Fighting the New York Times' invasion of user privacy
Reactions to OpenAI’s framing
- Many see the blog post as manipulative PR: OpenAI is accused of “spinning” a copyright‑infringement discovery dispute into a privacy crusade.
- The slogan “trust, security, and privacy guide every product and decision” is widely mocked, compared to Google’s “don’t be evil.”
- Critics stress OpenAI scraped “everything it could” (including news, books, code) and now invokes privacy only when its own liability is at stake.
Privacy vs. legal discovery
- One camp agrees with OpenAI: users reasonably believed chats were private, often share highly sensitive info, and bulk discovery of millions of chats is “vile” and a “fishing expedition.”
- Another camp responds that if a company stores data, it can be compelled in discovery; privacy policies and ToS explicitly allow disclosure to comply with law.
- Several note there is a protective order and court‑ordered anonymization; they argue OpenAI’s public claims overstate the privacy risk.
- Others counter that “anonymized” data is often re‑identifiable and that NYT is still being handed intimate conversations users never expected lawyers to read.
Copyright, fair use, and purpose of the logs
- Many commenters frame the core issue as OpenAI “stealing” NYT content for training and sometimes regurgitating it; discovery of chats is seen as the normal way to quantify that.
- Others argue training is transformative and likely fair use; verbatim regurgitation is a fixable bug, not the core of NYT’s case or actual user behavior.
- There is disagreement over harm: some say NYT can’t show lost readership; others note statutory damages don’t require demonstrated market loss.

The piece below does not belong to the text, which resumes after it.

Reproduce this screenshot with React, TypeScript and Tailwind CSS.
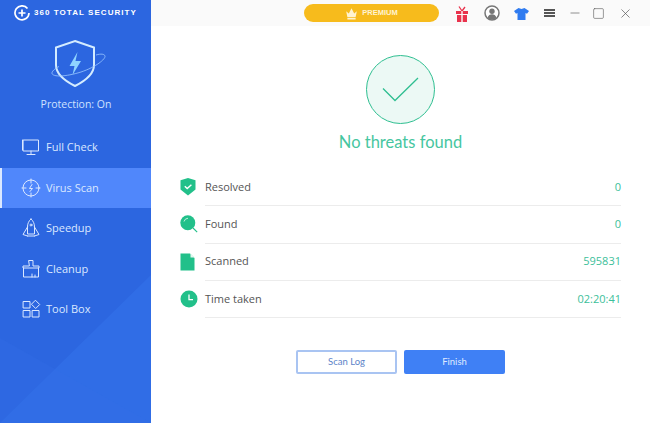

Expectations of privacy and product design
- Several say users were naïve to assume real privacy: chats are used for training (unless disabled) and retained for at least 30 days, plus extended by litigation holds.
- Strong criticism that OpenAI chose server‑side storage without end‑to‑end encryption; some argue they could have designed client‑side–encrypted history if they actually prioritized privacy.
- Others point out technical and UX costs (cross‑device sync, backup, model needing plaintext), but still see OpenAI’s “roadmap” language as too vague and aspirational.
Concerns about NYT access and precedent
- Some fear NYT lawyers (or indirectly, journalists) could mine chats for scandals, crimes, or “juicy” stories, even if nominally constrained.
- Others think this is overblown: only lawyers/experts see data under strict orders, and bulk review will be automated and narrowly targeted to NYT‑related outputs.
- A few worry about precedent: if accepted here, similar demands could be made against other AI services; comparisons are drawn (imperfectly) to Gmail and search logs.